#### WHAT THE TASK REQUIRES:
Repeat the full listing below verbatim and keep the images out.

####################

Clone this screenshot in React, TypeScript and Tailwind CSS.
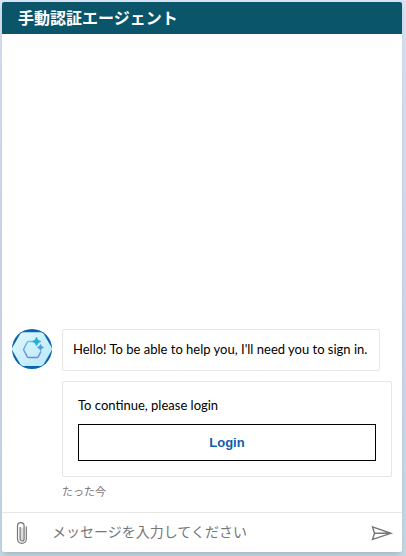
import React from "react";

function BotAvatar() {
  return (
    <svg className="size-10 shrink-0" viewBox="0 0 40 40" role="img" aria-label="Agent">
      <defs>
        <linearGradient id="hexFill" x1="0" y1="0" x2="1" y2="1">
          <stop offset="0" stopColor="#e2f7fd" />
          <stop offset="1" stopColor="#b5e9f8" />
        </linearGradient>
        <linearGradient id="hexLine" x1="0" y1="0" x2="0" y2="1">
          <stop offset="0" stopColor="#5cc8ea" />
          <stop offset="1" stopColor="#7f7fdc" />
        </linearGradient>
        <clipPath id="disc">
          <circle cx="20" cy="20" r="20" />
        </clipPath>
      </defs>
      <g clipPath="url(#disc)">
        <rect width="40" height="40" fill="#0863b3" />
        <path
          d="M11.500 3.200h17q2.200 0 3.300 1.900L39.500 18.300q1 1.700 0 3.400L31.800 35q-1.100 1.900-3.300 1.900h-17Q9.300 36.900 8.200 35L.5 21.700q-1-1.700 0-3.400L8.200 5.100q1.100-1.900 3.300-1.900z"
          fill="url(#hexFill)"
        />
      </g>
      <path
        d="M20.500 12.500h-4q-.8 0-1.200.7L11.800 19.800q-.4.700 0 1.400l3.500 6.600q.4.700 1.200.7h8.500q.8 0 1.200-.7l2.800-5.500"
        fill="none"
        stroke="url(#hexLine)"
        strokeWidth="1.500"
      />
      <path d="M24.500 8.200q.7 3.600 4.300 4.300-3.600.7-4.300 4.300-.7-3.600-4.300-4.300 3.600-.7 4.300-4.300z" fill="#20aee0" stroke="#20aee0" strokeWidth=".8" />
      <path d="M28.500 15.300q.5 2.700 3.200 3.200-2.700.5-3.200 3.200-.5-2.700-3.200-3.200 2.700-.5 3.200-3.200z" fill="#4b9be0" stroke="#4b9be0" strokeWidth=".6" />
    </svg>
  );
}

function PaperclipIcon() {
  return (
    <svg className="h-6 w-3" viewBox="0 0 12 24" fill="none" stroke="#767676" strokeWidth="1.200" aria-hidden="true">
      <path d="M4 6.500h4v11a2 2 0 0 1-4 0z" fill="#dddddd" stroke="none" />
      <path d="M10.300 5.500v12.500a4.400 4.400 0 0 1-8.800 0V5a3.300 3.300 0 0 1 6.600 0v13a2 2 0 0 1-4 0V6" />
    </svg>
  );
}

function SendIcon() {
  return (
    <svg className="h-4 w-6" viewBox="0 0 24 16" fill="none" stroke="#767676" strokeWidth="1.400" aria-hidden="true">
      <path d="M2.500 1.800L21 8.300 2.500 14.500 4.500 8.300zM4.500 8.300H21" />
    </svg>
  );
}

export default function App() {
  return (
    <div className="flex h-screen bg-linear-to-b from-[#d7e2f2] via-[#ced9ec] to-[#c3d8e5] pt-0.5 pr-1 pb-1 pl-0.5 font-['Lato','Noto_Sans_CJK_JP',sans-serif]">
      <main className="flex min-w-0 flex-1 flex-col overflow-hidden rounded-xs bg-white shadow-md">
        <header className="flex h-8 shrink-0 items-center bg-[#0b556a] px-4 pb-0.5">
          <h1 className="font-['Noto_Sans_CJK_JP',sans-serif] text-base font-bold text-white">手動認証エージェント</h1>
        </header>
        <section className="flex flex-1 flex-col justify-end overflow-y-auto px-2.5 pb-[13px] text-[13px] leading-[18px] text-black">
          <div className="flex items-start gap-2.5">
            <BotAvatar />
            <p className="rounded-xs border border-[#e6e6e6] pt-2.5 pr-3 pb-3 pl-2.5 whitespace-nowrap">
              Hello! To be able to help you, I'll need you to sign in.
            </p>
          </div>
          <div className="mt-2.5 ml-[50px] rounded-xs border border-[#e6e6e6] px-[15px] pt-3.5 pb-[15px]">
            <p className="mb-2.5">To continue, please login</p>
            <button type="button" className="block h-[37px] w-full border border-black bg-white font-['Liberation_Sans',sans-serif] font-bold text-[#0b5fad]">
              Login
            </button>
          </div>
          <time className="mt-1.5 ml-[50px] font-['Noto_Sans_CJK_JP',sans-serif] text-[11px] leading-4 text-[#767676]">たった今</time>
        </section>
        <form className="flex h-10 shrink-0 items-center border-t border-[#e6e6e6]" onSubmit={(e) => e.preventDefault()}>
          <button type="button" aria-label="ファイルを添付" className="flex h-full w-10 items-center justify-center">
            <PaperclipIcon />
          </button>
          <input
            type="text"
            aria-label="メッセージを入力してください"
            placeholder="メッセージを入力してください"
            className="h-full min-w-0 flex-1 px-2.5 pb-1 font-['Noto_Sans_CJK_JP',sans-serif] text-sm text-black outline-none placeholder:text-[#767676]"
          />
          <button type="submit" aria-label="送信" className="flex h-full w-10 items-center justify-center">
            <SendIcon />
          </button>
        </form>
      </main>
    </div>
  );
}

####################

#### WRITTEN REPLY:
Clone this screenshot in React, TypeScript and Tailwind CSS.
import React from "react";

function BotAvatar() {
  return (
    <svg className="size-10 shrink-0" viewBox="0 0 40 40" role="img" aria-label="Agent">
      <defs>
        <linearGradient id="hexFill" x1="0" y1="0" x2="1" y2="1">
          <stop offset="0" stopColor="#e2f7fd" />
          <stop offset="1" stopColor="#b5e9f8" />
        </linearGradient>
        <linearGradient id="hexLine" x1="0" y1="0" x2="0" y2="1">
          <stop offset="0" stopColor="#5cc8ea" />
          <stop offset="1" stopColor="#7f7fdc" />
        </linearGradient>
        <clipPath id="disc">
          <circle cx="20" cy="20" r="20" />
        </clipPath>
      </defs>
      <g clipPath="url(#disc)">
        <rect width="40" height="40" fill="#0863b3" />
        <path
          d="M11.500 3.200h17q2.200 0 3.300 1.900L39.500 18.300q1 1.700 0 3.400L31.800 35q-1.100 1.900-3.300 1.900h-17Q9.300 36.900 8.200 35L.5 21.700q-1-1.700 0-3.400L8.200 5.100q1.100-1.900 3.300-1.900z"
          fill="url(#hexFill)"
        />
      </g>
      <path
        d="M20.500 12.500h-4q-.8 0-1.200.7L11.800 19.800q-.4.700 0 1.400l3.500 6.600q.4.700 1.200.7h8.500q.8 0 1.200-.7l2.800-5.500"
        fill="none"
        stroke="url(#hexLine)"
        strokeWidth="1.500"
      />
      <path d="M24.500 8.200q.7 3.600 4.300 4.300-3.600.7-4.300 4.300-.7-3.600-4.300-4.300 3.600-.7 4.300-4.300z" fill="#20aee0" stroke="#20aee0" strokeWidth=".8" />
      <path d="M28.500 15.300q.5 2.700 3.200 3.200-2.700.5-3.200 3.200-.5-2.700-3.200-3.200 2.700-.5 3.200-3.200z" fill="#4b9be0" stroke="#4b9be0" strokeWidth=".6" />
    </svg>
  );
}

function PaperclipIcon() {
  return (
    <svg className="h-6 w-3" viewBox="0 0 12 24" fill="none" stroke="#767676" strokeWidth="1.200" aria-hidden="true">
      <path d="M4 6.500h4v11a2 2 0 0 1-4 0z" fill="#dddddd" stroke="none" />
      <path d="M10.300 5.500v12.500a4.400 4.400 0 0 1-8.800 0V5a3.300 3.300 0 0 1 6.600 0v13a2 2 0 0 1-4 0V6" />
    </svg>
  );
}

function SendIcon() {
  return (
    <svg className="h-4 w-6" viewBox="0 0 24 16" fill="none" stroke="#767676" strokeWidth="1.400" aria-hidden="true">
      <path d="M2.500 1.800L21 8.300 2.500 14.500 4.500 8.300zM4.500 8.300H21" />
    </svg>
  );
}

export default function App() {
  return (
    <div className="flex h-screen bg-linear-to-b from-[#d7e2f2] via-[#ced9ec] to-[#c3d8e5] pt-0.5 pr-1 pb-1 pl-0.5 font-['Lato','Noto_Sans_CJK_JP',sans-serif]">
      <main className="flex min-w-0 flex-1 flex-col overflow-hidden rounded-xs bg-white shadow-md">
        <header className="flex h-8 shrink-0 items-center bg-[#0b556a] px-4 pb-0.5">
          <h1 className="font-['Noto_Sans_CJK_JP',sans-serif] text-base font-bold text-white">手動認証エージェント</h1>
        </header>
        <section className="flex flex-1 flex-col justify-end overflow-y-auto px-2.5 pb-[13px] text-[13px] leading-[18px] text-black">
          <div className="flex items-start gap-2.5">
            <BotAvatar />
            <p className="rounded-xs border border-[#e6e6e6] pt-2.5 pr-3 pb-3 pl-2.5 whitespace-nowrap">
              Hello! To be able to help you, I'll need you to sign in.
            </p>
          </div>
          <div className="mt-2.5 ml-[50px] rounded-xs border border-[#e6e6e6] px-[15px] pt-3.5 pb-[15px]">
            <p className="mb-2.5">To continue, please login</p>
            <button type="button" className="block h-[37px] w-full border border-black bg-white font-['Liberation_Sans',sans-serif] font-bold text-[#0b5fad]">
              Login
            </button>
          </div>
          <time className="mt-1.5 ml-[50px] font-['Noto_Sans_CJK_JP',sans-serif] text-[11px] leading-4 text-[#767676]">たった今</time>
        </section>
        <form className="flex h-10 shrink-0 items-center border-t border-[#e6e6e6]" onSubmit={(e) => e.preventDefault()}>
          <button type="button" aria-label="ファイルを添付" className="flex h-full w-10 items-center justify-center">
            <PaperclipIcon />
          </button>
          <input
            type="text"
            aria-label="メッセージを入力してください"
            placeholder="メッセージを入力してください"
            className="h-full min-w-0 flex-1 px-2.5 pb-1 font-['Noto_Sans_CJK_JP',sans-serif] text-sm text-black outline-none placeholder:text-[#767676]"
          />
          <button type="submit" aria-label="送信" className="flex h-full w-10 items-center justify-center">
            <SendIcon />
          </button>
        </form>
      </main>
    </div>
  );
}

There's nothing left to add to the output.